What is the "abnormal" Reimer-Tiemann reaction?

When a para-substituted phenol reacts, the dichlorocarbene can add to the para carbon that already bears a substituent (an ipso position). That carbon becomes sp³ and cannot rearomatize by losing a proton, so instead of an aldehyde you trap a stable 4-substituted-4-(dichloromethyl)cyclohexa-2,5-dienone. p-Cresol, for example, gives the abnormal dienone alongside the normal ortho aldehyde. The abnormal product is direct evidence that a dichlorocarbene (not a formyl cation) is the true intermediate, since only a carbene can leave a gem-dichloride behind.

How does the Reimer-Tiemann reaction compare to the Duff and Vilsmeier formylations?

All three install a CHO group on an aromatic ring, but by different electrophiles. Reimer-Tiemann uses dichlorocarbene from CHCl₃/NaOH and works only on phenols and some electron-rich heterocycles, giving ortho aldehydes in modest yield. The Duff reaction uses hexamethylenetetramine (HMTA) and acid to formylate phenols and anilines, also ortho-selective. The Vilsmeier-Haack reaction uses DMF plus POCl₃ to make a chloroiminium electrophile and formylates electron-rich arenes (often para) in high yield. For phenols where yield matters, chemists usually skip Reimer-Tiemann and reach for Duff or Vilsmeier.

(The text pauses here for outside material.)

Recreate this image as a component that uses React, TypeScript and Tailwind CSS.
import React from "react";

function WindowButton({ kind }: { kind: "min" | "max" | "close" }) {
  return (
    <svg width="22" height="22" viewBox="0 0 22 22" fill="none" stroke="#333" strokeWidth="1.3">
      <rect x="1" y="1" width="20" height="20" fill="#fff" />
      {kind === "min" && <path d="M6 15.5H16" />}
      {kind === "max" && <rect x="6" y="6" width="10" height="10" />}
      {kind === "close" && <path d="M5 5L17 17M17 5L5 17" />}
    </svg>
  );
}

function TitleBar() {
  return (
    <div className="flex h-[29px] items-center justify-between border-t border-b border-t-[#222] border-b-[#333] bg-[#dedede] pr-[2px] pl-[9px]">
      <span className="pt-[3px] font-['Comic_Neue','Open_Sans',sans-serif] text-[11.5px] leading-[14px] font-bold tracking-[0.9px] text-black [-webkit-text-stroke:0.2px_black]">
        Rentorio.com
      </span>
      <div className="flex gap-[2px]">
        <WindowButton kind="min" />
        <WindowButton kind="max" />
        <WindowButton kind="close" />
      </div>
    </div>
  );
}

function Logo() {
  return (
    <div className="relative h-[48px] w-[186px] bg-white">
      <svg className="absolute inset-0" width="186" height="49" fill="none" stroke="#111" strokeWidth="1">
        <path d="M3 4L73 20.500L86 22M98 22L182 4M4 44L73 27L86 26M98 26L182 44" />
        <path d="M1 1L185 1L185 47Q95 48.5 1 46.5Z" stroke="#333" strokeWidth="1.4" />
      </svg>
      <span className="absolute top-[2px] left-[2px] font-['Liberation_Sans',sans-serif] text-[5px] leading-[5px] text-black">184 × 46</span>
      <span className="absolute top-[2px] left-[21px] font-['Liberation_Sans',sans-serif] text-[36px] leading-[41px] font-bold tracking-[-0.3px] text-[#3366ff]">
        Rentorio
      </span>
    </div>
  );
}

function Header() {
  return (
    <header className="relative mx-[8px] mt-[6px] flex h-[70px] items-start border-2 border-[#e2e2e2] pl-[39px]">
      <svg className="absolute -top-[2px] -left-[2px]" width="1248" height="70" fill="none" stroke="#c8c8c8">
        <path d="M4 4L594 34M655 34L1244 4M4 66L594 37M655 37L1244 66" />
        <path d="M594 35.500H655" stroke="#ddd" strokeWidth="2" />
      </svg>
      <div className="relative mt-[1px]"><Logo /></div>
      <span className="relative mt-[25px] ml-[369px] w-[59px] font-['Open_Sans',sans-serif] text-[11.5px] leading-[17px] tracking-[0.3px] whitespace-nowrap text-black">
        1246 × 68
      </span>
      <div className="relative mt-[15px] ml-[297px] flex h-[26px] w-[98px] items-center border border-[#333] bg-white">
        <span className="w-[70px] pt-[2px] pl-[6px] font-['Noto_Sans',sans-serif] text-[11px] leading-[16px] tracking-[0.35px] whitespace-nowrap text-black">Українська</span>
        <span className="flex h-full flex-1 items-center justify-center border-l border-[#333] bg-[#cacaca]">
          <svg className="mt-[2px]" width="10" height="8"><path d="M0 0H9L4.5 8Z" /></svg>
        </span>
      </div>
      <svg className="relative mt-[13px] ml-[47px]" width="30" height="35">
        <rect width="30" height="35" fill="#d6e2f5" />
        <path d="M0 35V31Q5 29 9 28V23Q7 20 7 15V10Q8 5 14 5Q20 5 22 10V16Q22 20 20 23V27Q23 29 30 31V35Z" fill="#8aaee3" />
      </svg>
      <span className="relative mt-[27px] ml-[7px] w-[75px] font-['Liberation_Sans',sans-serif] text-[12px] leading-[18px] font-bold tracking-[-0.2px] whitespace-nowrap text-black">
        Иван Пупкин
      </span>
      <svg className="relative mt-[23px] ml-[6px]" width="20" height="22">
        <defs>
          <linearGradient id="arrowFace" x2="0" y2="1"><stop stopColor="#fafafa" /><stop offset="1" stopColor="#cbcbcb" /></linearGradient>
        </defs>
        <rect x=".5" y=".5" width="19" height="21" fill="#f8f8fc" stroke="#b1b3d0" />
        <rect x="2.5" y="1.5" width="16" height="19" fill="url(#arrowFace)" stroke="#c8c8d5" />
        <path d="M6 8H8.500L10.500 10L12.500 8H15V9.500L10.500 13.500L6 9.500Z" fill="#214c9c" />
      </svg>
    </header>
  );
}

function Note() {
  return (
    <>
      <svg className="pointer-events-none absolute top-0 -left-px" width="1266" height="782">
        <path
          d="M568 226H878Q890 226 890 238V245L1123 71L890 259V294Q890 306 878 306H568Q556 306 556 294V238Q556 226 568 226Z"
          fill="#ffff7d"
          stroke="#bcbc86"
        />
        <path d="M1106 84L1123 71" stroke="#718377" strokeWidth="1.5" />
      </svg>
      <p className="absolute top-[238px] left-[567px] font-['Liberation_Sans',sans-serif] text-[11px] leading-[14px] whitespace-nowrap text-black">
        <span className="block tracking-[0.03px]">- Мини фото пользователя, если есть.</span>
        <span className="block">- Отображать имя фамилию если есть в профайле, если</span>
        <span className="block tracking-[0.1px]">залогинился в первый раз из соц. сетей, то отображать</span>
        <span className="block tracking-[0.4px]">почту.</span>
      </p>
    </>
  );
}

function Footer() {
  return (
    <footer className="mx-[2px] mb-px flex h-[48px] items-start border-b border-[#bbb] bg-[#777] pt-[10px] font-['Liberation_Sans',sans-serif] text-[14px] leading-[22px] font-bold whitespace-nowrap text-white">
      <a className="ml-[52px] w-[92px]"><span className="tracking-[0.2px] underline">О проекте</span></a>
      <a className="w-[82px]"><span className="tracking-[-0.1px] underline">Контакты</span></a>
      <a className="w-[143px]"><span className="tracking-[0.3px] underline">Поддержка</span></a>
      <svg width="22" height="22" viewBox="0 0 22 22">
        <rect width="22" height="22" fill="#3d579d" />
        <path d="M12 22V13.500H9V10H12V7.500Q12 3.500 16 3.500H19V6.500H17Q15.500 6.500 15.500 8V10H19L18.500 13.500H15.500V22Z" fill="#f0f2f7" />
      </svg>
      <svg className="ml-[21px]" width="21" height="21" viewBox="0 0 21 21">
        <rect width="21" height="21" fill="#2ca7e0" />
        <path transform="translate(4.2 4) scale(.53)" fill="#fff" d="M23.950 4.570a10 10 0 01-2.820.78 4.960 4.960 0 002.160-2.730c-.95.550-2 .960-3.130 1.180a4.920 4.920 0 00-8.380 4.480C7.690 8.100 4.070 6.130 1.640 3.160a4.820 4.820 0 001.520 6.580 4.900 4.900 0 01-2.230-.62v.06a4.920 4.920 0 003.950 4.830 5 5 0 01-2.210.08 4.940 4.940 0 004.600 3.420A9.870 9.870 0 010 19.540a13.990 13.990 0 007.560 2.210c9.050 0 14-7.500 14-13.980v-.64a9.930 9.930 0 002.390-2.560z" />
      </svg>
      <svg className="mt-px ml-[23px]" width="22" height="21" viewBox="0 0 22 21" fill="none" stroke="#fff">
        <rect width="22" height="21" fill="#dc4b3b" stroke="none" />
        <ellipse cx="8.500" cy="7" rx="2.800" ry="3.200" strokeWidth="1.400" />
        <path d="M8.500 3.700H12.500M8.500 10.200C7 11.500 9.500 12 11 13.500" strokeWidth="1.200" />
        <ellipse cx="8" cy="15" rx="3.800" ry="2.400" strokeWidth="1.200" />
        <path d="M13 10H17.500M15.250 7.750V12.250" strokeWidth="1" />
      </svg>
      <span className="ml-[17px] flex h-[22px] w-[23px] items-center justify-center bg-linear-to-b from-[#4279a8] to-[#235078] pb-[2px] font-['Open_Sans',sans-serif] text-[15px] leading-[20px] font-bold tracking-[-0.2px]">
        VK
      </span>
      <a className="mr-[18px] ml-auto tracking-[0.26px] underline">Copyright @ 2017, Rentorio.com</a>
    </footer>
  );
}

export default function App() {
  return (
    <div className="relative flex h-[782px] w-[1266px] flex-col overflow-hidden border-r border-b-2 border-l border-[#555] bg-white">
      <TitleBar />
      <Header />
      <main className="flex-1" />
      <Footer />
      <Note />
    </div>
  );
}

Can the Reimer-Tiemann reaction make carboxylic acids instead of aldehydes?

Yes — if you run it with carbon tetrachloride (CCl₄) instead of chloroform, you generate a trichloromethyl group on the ring rather than a dichloromethyl group. Hydrolysis of Ar-CCl₃ gives a carboxylic acid rather than an aldehyde, so phenol plus CCl₄/NaOH yields salicylic acid (2-hydroxybenzoic acid). This CCl₄ variant is sometimes called the Reimer-Tiemann carboxylation, and it competes conceptually with the industrial Kolbe-Schmitt carboxylation of sodium phenolate with CO₂.